The top sides of your ceiling fan blades are dusty because of a boundary layer effect. When the blades spin, a thin layer of air above the blades moves with the blades. That’s why the fan doesn’t throw off the dust.
A mathematical model may have very different behavior in two large regions, with a thin region of rapid transition between the two, such as the transition between the ceiling fan blade and the circulating air in the room. That transition region is called a boundary layer. In this post I want to use the term boundary layer metaphorically.
Some information you use so frequently that you memorize it without trying. And some information you use so infrequently that it’s not worth memorizing it.
There’s not much need to deliberately memorize how software tools work because that information mostly falls into one of the two categories above. Either you use the tool so often that you remember how to use it, or you use the tool so rarely that it’s best to look up how to use it just-in-time.
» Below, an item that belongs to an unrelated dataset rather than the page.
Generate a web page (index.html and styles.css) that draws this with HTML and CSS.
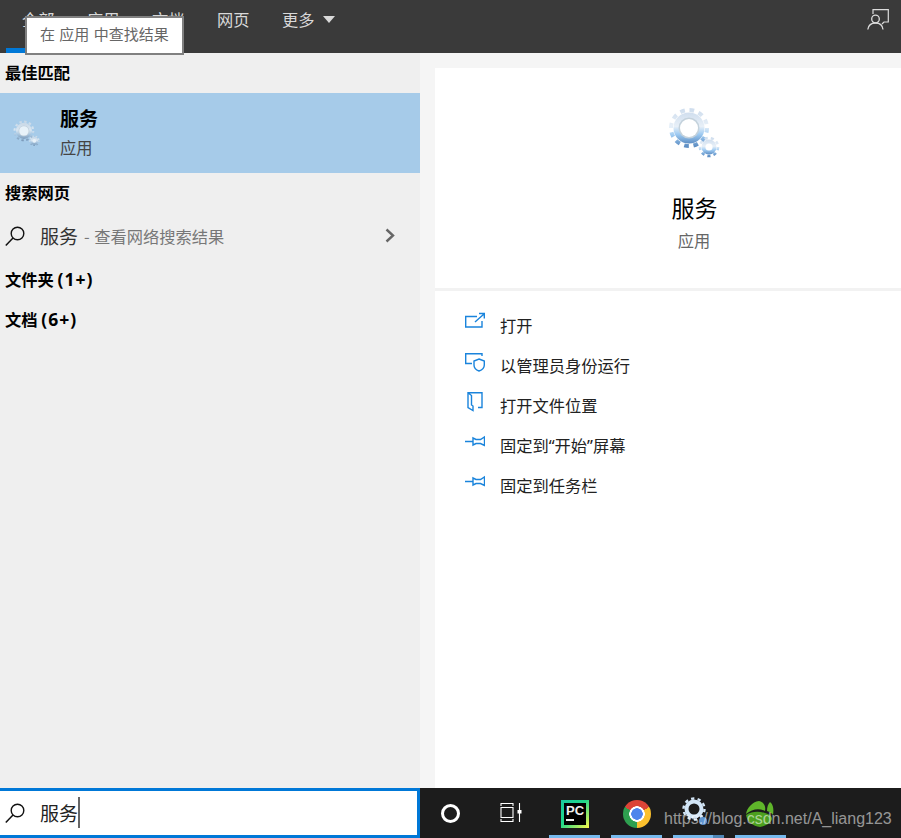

But there’s a thin region between these two categories: things you use often enough that it’s annoying to keep looking up how to use them, but not so often that you remember the details. In this technological boundary layer, it might be worthwhile to deliberately memorize and periodically review how things work. Maybe this takes the form of flashcards  or exercises.
This boundary layer must be kept very small. If you spend more than a few minutes a day on it, you’re probably taking on too much. YMMV.
Things may move in and out of your technological boundary layer over time. Maybe you use or review something so much that it moves into long-term memory. Or maybe you use it less often and decide to let it slip into things you look up as needed.
 Paper or electronic? In my experience, making paper flashcards helps me memorize things, even if I don’t review them. But I’ve also used the Anki software before and found it helpful.